▶ [STORED ROWS]:

++++++++++

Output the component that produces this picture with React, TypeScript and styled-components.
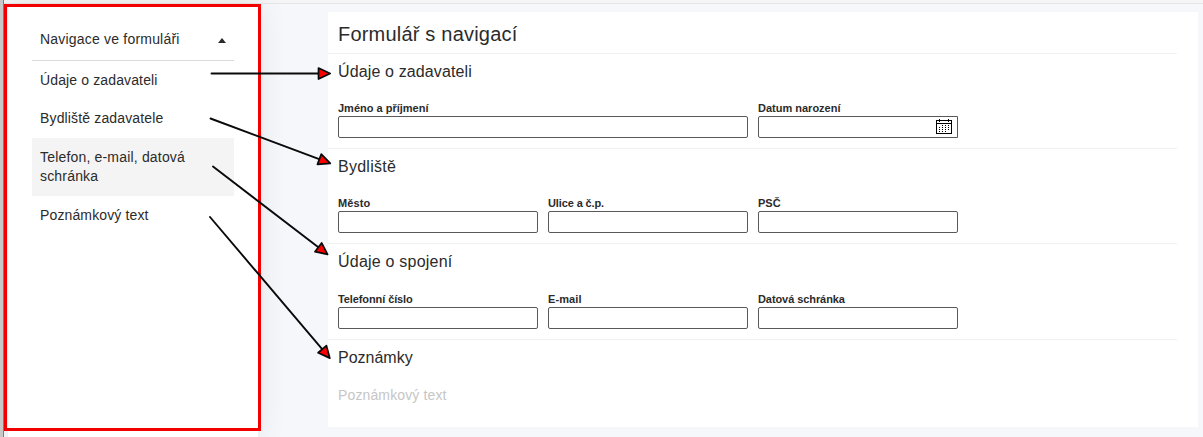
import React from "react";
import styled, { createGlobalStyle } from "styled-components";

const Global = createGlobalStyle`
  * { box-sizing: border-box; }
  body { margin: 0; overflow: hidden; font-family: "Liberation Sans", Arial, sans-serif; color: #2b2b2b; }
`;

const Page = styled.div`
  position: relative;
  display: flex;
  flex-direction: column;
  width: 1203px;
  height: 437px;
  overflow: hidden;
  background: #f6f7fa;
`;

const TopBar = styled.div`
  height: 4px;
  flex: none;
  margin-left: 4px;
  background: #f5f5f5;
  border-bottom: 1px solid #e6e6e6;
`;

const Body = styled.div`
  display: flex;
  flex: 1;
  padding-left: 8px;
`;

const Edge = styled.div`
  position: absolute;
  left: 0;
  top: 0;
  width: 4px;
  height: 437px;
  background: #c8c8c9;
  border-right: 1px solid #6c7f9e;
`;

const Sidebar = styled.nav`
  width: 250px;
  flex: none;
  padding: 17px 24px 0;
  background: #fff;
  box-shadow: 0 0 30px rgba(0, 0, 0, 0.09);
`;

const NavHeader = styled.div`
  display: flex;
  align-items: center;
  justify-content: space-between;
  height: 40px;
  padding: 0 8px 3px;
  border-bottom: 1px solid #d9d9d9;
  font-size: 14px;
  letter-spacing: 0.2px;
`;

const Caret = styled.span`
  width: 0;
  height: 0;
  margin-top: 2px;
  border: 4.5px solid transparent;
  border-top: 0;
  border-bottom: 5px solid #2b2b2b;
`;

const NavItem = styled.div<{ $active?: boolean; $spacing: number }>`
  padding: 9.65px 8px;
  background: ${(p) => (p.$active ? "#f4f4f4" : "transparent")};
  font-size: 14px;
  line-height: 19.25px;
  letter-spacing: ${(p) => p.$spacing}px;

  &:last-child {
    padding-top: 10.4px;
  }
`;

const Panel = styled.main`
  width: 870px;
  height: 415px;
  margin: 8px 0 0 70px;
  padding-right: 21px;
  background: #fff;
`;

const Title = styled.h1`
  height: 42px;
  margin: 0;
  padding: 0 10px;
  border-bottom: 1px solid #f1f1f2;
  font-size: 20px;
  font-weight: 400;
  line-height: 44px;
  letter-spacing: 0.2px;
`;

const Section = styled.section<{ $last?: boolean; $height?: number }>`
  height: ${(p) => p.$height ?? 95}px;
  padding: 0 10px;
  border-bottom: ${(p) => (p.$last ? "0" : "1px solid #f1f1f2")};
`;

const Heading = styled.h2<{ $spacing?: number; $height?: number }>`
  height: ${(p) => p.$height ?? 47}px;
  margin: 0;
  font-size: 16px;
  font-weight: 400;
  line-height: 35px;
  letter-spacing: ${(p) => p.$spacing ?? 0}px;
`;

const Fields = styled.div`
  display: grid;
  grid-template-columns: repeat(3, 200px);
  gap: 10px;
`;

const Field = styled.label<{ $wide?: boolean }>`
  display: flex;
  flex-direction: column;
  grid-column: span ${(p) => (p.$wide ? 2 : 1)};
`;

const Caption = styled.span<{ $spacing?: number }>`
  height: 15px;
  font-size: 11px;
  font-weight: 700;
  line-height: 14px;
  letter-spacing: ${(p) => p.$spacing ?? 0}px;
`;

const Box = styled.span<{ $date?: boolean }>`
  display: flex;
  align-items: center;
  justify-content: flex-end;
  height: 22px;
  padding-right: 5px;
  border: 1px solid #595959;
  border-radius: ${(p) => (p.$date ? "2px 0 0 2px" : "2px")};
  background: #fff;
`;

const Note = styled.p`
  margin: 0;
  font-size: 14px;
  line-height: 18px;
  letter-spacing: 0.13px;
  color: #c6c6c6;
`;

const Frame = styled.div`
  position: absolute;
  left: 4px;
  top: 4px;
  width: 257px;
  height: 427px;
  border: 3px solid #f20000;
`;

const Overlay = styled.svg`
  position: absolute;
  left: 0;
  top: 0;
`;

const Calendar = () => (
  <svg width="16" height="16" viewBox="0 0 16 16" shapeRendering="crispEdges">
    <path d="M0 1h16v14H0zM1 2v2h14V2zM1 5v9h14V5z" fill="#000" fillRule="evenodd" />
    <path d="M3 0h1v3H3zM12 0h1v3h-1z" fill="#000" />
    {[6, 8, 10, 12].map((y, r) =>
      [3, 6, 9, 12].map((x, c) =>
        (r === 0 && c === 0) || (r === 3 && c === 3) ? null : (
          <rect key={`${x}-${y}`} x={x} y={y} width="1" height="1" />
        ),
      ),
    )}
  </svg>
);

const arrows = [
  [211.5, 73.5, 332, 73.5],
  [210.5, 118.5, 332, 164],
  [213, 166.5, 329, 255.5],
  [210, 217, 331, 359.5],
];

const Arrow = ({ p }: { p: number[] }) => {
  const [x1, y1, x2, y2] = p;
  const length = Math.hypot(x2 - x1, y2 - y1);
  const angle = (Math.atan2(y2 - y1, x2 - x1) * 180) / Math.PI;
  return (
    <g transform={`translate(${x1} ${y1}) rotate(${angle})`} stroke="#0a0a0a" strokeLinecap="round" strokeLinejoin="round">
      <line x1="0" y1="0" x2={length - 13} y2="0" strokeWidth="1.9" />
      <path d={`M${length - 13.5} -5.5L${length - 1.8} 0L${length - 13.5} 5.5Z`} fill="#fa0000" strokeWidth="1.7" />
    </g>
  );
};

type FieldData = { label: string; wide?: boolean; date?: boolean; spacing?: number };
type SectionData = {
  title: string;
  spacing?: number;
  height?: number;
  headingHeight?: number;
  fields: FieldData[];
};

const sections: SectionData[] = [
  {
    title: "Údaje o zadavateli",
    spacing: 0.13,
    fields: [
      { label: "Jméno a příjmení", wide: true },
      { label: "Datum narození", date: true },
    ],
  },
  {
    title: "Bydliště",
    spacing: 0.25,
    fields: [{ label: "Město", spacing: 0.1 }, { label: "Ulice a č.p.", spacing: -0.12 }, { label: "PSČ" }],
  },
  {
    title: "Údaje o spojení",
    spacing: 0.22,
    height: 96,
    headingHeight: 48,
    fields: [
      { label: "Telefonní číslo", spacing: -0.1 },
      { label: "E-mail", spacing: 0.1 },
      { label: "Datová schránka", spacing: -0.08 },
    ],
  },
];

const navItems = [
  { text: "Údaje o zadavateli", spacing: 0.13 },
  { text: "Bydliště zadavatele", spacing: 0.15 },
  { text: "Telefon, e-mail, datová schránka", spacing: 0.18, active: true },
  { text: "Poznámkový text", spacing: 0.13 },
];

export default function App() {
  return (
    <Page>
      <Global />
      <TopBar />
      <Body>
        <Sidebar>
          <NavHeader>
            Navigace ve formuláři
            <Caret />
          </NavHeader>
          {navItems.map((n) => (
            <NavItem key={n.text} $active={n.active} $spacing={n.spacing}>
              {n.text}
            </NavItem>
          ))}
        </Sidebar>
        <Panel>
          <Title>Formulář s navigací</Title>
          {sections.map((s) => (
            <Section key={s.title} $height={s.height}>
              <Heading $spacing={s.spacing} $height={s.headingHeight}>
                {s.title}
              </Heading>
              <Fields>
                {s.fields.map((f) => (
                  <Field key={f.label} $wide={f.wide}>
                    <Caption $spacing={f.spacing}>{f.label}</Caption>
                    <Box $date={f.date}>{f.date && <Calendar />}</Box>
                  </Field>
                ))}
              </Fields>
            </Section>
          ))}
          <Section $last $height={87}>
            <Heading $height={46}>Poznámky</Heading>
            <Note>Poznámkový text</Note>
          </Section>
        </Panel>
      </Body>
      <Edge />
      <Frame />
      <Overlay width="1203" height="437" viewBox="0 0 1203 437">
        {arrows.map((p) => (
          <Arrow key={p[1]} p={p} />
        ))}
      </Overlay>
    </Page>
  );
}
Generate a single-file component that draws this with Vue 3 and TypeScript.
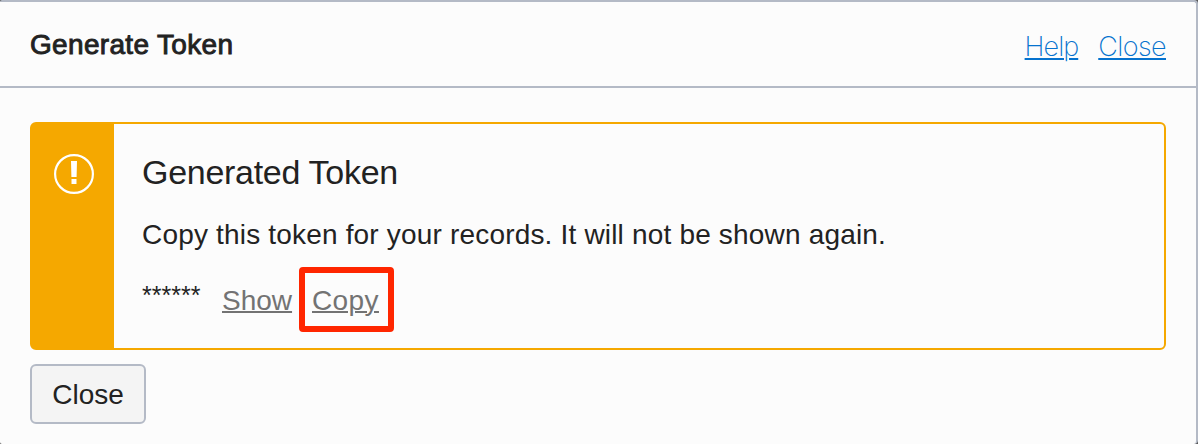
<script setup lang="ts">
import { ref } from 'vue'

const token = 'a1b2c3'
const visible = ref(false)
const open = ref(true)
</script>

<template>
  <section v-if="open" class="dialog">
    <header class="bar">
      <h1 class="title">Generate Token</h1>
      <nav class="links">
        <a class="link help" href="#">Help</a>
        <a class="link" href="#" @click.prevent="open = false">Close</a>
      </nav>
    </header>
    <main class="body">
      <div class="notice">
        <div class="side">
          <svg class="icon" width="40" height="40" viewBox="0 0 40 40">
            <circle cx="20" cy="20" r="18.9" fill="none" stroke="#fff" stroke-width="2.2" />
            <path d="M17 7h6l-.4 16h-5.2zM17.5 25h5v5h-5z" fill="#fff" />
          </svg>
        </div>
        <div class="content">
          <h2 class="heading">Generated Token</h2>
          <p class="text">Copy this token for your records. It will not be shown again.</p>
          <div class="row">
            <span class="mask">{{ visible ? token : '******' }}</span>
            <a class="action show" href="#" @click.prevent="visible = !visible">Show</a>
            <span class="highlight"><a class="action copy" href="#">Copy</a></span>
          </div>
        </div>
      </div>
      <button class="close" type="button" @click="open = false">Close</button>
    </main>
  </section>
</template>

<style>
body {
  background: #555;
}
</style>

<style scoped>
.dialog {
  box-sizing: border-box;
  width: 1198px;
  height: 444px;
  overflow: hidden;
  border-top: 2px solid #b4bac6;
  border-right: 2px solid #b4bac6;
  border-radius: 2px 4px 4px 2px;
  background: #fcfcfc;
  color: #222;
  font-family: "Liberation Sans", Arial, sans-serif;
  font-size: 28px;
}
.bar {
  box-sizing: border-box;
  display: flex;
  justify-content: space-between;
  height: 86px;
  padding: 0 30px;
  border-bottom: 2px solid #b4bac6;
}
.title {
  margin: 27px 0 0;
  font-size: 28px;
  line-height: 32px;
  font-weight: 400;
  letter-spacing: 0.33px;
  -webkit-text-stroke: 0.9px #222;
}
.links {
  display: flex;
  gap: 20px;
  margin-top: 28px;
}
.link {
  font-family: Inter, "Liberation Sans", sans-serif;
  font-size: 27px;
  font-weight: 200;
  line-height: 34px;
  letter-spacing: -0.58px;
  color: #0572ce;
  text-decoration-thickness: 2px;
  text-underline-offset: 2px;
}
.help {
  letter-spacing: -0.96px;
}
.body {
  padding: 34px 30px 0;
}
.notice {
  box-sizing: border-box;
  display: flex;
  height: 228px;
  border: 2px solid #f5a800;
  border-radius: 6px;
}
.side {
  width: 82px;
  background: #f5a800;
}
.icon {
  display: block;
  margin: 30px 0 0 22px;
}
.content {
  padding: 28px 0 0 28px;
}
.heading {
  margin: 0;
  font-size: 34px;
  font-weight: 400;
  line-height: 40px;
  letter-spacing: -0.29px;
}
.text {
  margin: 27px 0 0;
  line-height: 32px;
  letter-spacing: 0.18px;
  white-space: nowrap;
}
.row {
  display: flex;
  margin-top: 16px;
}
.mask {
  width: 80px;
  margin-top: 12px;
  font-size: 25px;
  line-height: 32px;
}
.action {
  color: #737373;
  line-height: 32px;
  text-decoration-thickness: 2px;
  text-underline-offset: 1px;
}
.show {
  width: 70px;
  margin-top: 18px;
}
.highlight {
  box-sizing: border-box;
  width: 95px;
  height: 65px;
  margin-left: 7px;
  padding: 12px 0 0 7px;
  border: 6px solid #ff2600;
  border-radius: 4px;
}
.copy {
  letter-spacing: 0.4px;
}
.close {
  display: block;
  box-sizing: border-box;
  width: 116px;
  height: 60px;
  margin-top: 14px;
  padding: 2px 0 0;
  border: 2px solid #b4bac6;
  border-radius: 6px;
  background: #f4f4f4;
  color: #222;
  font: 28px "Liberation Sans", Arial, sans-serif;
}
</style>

++++++++++

▶ [INSTRUCTION]: Pick out every line with the string "TypeScript" and copy it.

▶ [EXERCISE ANSWER]:
Output the component that produces this picture with React, TypeScript and styled-components.
Generate a single-file component that draws this with Vue 3 and TypeScript.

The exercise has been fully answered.